Somehow I don't like the way this is going.  "Well, what happens if I don't get it done?"

"Wrecks the engine, or at least badly damages it."  (Possible "irreparable engine damage," as Wikipedia put it, when I later looked up the topic.)

"Will it be expensive?"  Jim gets that compassionate look on his face that repairmen get when they're about to lower the boom.  He gives me an estimate.

I'm not going to tell you the amount of the estimate.  You'd only leave comments on my blog telling me how your Uncle Randy, a renowned auto mechanic, would have done it for a quarter of that price.  Let's just say that the ground seemed to tremble, the service station seemed to swirl about me, and tears flooded my eyes.

"I'll think it over," I stammered, as I staggered over to my car and gunned it out of the station.  That was a week ago.  I'm driving down to Ashland in a couple of weeks to meet an old friend and snag a couple of plays at the Ashland Shakespeare Festival.  That's 460 miles each way.  I contemplated the vision of my engine's exploding before my startled eyes somewhere around Eugene.

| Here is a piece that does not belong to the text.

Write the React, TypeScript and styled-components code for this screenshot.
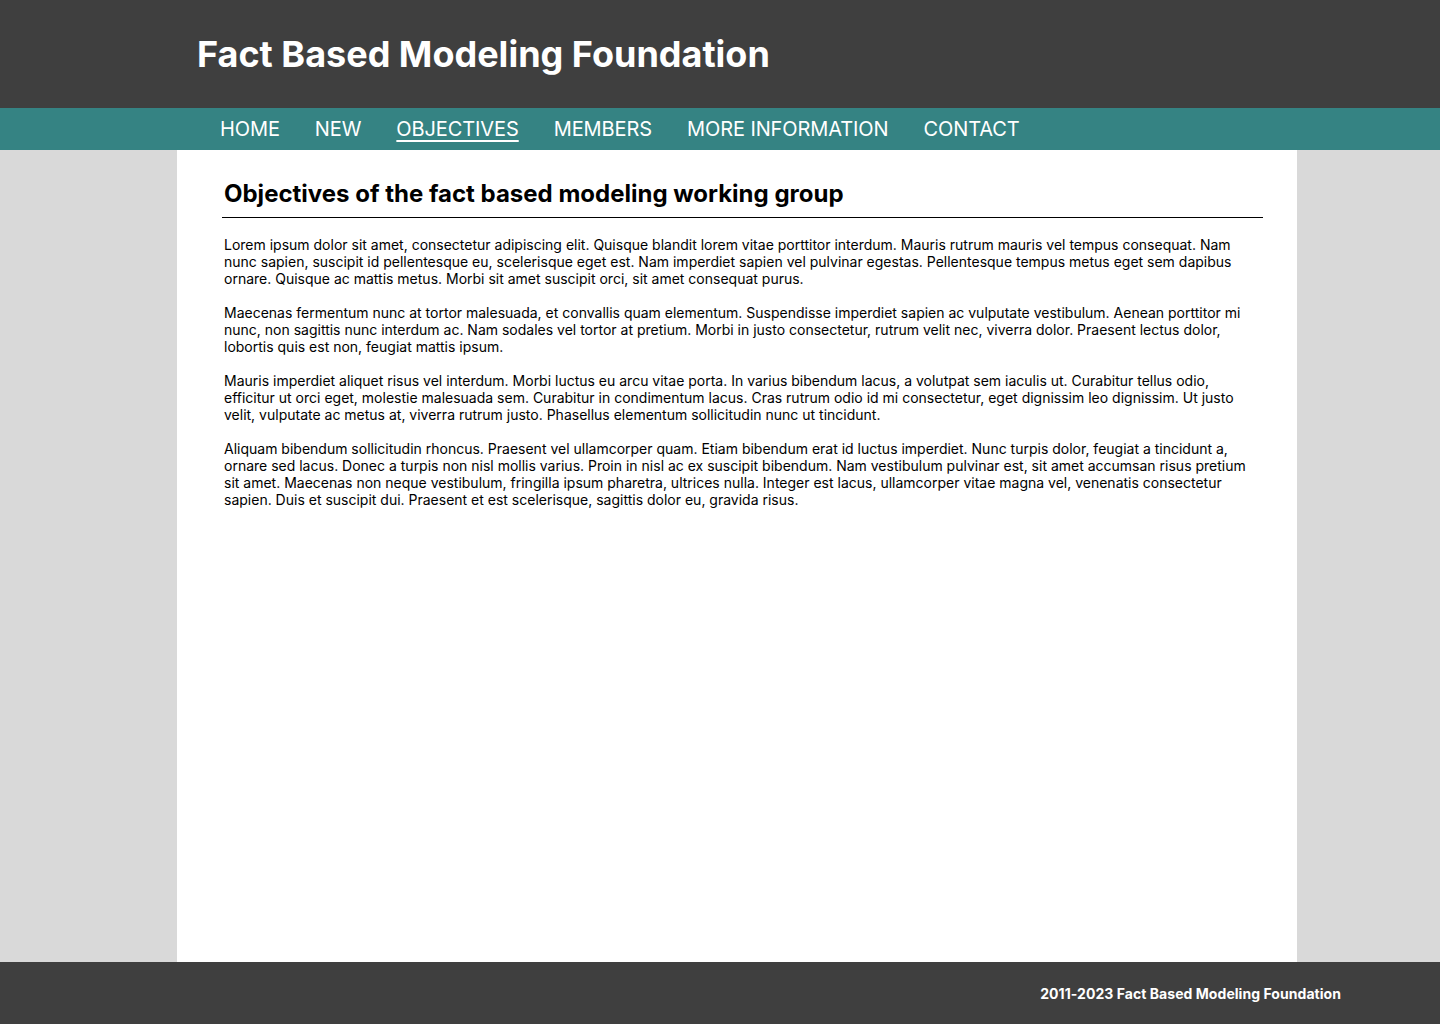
import * as React from 'react'
import styled, { createGlobalStyle } from 'styled-components'

const GlobalStyle = createGlobalStyle`
  html, body {
    margin: 0;
    padding: 0;
    background: #d9d9d9;
    font-family: Inter, "Noto Sans", sans-serif;
  }
`

const Page = styled.div`
  min-height: 1024px;
  display: flex;
  flex-direction: column;
`

const Header = styled.header`
  height: 108px;
  background: #3f3f3f;
  display: flex;
  align-items: center;
  padding-left: 197px;
  box-sizing: border-box;
`

const SiteTitle = styled.h1`
  margin: 0;
  color: #fff;
  font-size: 36px;
  font-weight: 700;
`

const Nav = styled.nav`
  height: 42px;
  background: #358383;
  display: flex;
  align-items: center;
  gap: 35px;
  padding-left: 220px;
`

const NavItem = styled.a<{ $active?: boolean }>`
  color: #fff;
  font-size: 20px;
  font-weight: 400;
  letter-spacing: -0.1px;
  text-decoration: ${(p) => (p.$active ? 'underline' : 'none')};
  text-underline-offset: 4px;
  text-decoration-thickness: 2px;
  cursor: pointer;
`

const Main = styled.main`
  flex: 1;
  width: 1120px;
  margin-left: 177px;
  background: #fff;
  padding: 29px 34px 40px 45px;
  box-sizing: border-box;
`

const Heading = styled.h2`
  margin: 0;
  font-size: 24px;
  font-weight: 700;
  color: #000;
  padding-bottom: 9px;
  border-bottom: 1px solid #000;
  text-indent: 2px;
`

const Body = styled.div`
  padding: 18px 0 0 2px;
`

const Para = styled.p`
  margin: 0 0 17px;
  font-size: 14px;
  line-height: 17px;
  color: #000;
`

const Footer = styled.footer`
  height: 62px;
  background: #3f3f3f;
  display: flex;
  align-items: center;
  justify-content: flex-end;
  padding-right: 99px;
`

const FooterText = styled.span`
  color: #fff;
  font-size: 14px;
  font-weight: 700;
  letter-spacing: 0.05px;
`

const navItems = ['HOME', 'NEW', 'OBJECTIVES', 'MEMBERS', 'MORE INFORMATION', 'CONTACT']

const paragraphs = [
  'Lorem ipsum dolor sit amet, consectetur adipiscing elit. Quisque blandit lorem vitae porttitor interdum. Mauris rutrum mauris vel tempus consequat. Nam nunc sapien, suscipit id pellentesque eu, scelerisque eget est. Nam imperdiet sapien vel pulvinar egestas. Pellentesque tempus metus eget sem dapibus ornare. Quisque ac mattis metus. Morbi sit amet suscipit orci, sit amet consequat purus.',
  'Maecenas fermentum nunc at tortor malesuada, et convallis quam elementum. Suspendisse imperdiet sapien ac vulputate vestibulum. Aenean porttitor mi nunc, non sagittis nunc interdum ac. Nam sodales vel tortor at pretium. Morbi in justo consectetur, rutrum velit nec, viverra dolor. Praesent lectus dolor, lobortis quis est non, feugiat mattis ipsum.',
  'Mauris imperdiet aliquet risus vel interdum. Morbi luctus eu arcu vitae porta. In varius bibendum lacus, a volutpat sem iaculis ut. Curabitur tellus odio, efficitur ut orci eget, molestie malesuada sem. Curabitur in condimentum lacus. Cras rutrum odio id mi consectetur, eget dignissim leo dignissim. Ut justo velit, vulputate ac metus at, viverra rutrum justo. Phasellus elementum sollicitudin nunc ut tincidunt.',
  'Aliquam bibendum sollicitudin rhoncus. Praesent vel ullamcorper quam. Etiam bibendum erat id luctus imperdiet. Nunc turpis dolor, feugiat a tincidunt a, ornare sed lacus. Donec a turpis non nisl mollis varius. Proin in nisl ac ex suscipit bibendum. Nam vestibulum pulvinar est, sit amet accumsan risus pretium sit amet. Maecenas non neque vestibulum, fringilla ipsum pharetra, ultrices nulla. Integer est lacus, ullamcorper vitae magna vel, venenatis consectetur sapien. Duis et suscipit dui. Praesent et est scelerisque, sagittis dolor eu, gravida risus.',
]

export default function App() {
  return (
    <>
      <GlobalStyle />
      <Page>
        <Header>
          <SiteTitle>Fact Based Modeling Foundation</SiteTitle>
        </Header>
        <Nav>
          {navItems.map((item) => (
            <NavItem key={item} $active={item === 'OBJECTIVES'}>
              {item}
            </NavItem>
          ))}
        </Nav>
        <Main>
          <Heading>Objectives of the fact based modeling working group</Heading>
          <Body>
            {paragraphs.map((p, i) => (
              <Para key={i}>{p}</Para>
            ))}
          </Body>
        </Main>
        <Footer>
          <FooterText>2011-2023 Fact Based Modeling Foundation</FooterText>
        </Footer>
      </Page>
    </>
  )
}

Luckily, we consumers now have access to the internet.  I don't have to rely solely on Jim's word that such a thing as a timing belt even exists.  Unfortunately, it does.  It connects the cam shaft to the crankshaft.  Of course.  How else is the cam shaft going to turn?  How did I think those little valvey things would pop open and shut if the cam shaft weren't spinning?  More to the point, several on-line articles also confirmed both the fact that the timing belt needs to be changed every 60,000 miles and the full extent of engine carnage that could easily result if it wasn't.

Resignedly, I phoned the station.  I made the arrangements.  I took the car in this morning.  Its engine probably is being disassembled right now, even as I type.  Jim's son can now rest assured that his old man will be able to pay for his Harvard tuition.

I wonder if my life would have been happier if I'd never heard about the threat posed by a failing timing belt.  Just as I sometimes wonder whether I really need the doctor to tell me about my blood pressure.  Which -- at the moment -- almost certainly is elevated.